Gender and sexuality, however, are not incidental to our humanity. They are essential to it. Our maleness and femaleness are not mere social constructs (although our roles often are). To be human as either male or female includes our differing body parts and hormonal chemistries. We can’t extricate our genders from our humanity and still be human. You can lose an appendage or start identifying with a different ethnic group and still retain your humanity, but gender remains essential to being human. And, by association, so does our sexuality.
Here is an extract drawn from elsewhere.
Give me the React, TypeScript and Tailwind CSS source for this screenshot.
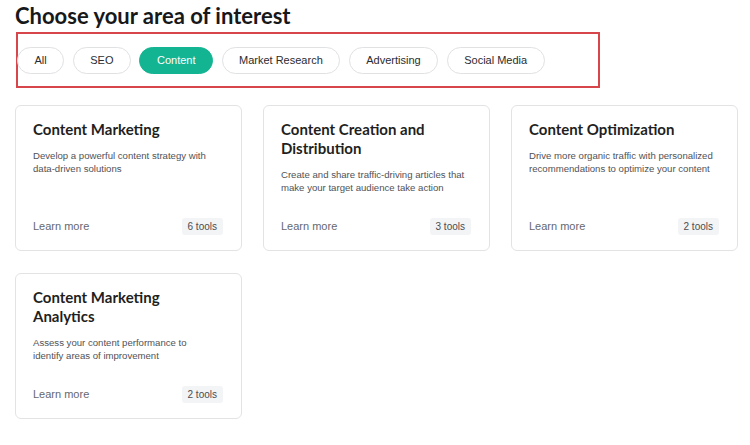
const filters = ['All', 'SEO', 'Content', 'Market Research', 'Advertising', 'Social Media']

const areas = [
  {
    title: 'Content Marketing',
    text: 'Develop a powerful content strategy with data-driven solutions',
    tools: 6,
  },
  {
    title: 'Content Creation and Distribution',
    text: 'Create and share traffic-driving articles that make your target audience take action',
    tools: 3,
  },
  {
    title: 'Content Optimization',
    text: 'Drive more organic traffic with personalized recommendations to optimize your content',
    tools: 2,
  },
  {
    title: 'Content Marketing Analytics',
    text: 'Assess your content performance to identify areas of improvement',
    tools: 2,
  },
]

function AreaCard({ title, text, tools }: { title: string; text: string; tools: number }) {
  return (
    <div className="h-[146px] flex flex-col bg-white border border-[#e2e3e5] rounded-[6px] pt-[14px] pb-[15px] pl-[17px] pr-[18px]">
      <h3 className="font-['Lato',sans-serif] font-bold text-[15px] leading-[19px] text-[#1f1f22] pr-2">{title}</h3>
      <p className="mt-[10px] max-w-[185px] text-[9.6px] leading-[13px] text-[#505257]">{text}</p>
      <div className="mt-auto flex items-center justify-between">
        <span className="text-[11px] text-[#66686d]">Learn more</span>
        <span className="h-[17px] px-[6px] flex items-center rounded-[3px] bg-[#f3f4f6] text-[10px] text-[#4a4c50]">
          {tools} tools
        </span>
      </div>
    </div>
  )
}

export default function App() {
  return (
    <div className="w-[750px] h-[445px] bg-white pl-[15px] pt-[2px] font-['Liberation_Sans',Arial,sans-serif] overflow-hidden">
      {/* Heading */}
      <h1 className="font-['Lato',sans-serif] font-bold text-[22px] leading-[28px] text-[#17181a]">
        Choose your area of interest
      </h1>

      {/* Filters */}
      <div className="mt-[2px] ml-[1px] w-[584px] h-[56px] border-2 border-[#d6464b] flex items-center gap-[8.5px]">
        {filters.map((f, i) => (
          <button
            key={f}
            className={
              (i === 0 ? '-ml-[1px] ' : '') +
              (f === 'Content'
                ? 'h-[27px] px-[16.5px] rounded-full border border-[#13b491] bg-[#13b491] text-white text-[11px]'
                : 'h-[27px] px-[16.5px] rounded-full border border-[#e0e1e3] bg-white text-[#2b2c2f] text-[11px]')
            }
          >
            {f}
          </button>
        ))}
      </div>

      {/* Cards */}
      <div className="mt-[17px] grid grid-cols-[227px_227px_227px] gap-x-[21px] gap-y-[22px]">
        {areas.map((a) => (
          <AreaCard key={a.title} {...a} />
        ))}
      </div>
    </div>
  )
}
In the movie Vanilla Sky, a desperate woman (played by Cameron Diaz) tells her cavalier sexual partner (played by Tom Cruise) that, while their ongoing and non-committal sexual relationship means very little to him, it means everything to her. She says,

“When you sleep with someone, your body makes a promise.”

I think that’s a profound theological statement. We need to think in new ways about the whole human person, the integration of body, soul, and mind. What we do with our bodies matters, and promises run deeper than mere words. And if a person makes a lot of bodily promises along the way, those promises will be carried into marriage someday (assuming the person actually gets married). That could be a lot of passengers in the marriage bed.

I have a friend who used to tell her young adolescent daughters that faithfulness to their future husbands begins right now. I think she was right about that. Faithfulness doesn’t just magically emerge on someone’s wedding day.

So, there you have it. I’m for people waiting to have sex until they join their lives with a partner in the expectation of lifelong faithfulness (we used to call that “marriage.” Can we still do that?).

On the other hand, we do need to help people who have danced with other partners, so to speak, to find healing and restoration in their lives, and not label another non-preferred violation as the “unforgiveable sin.”

And we’d better stop saying that things like sex don’t matter. Because our bodies do indeed make promises.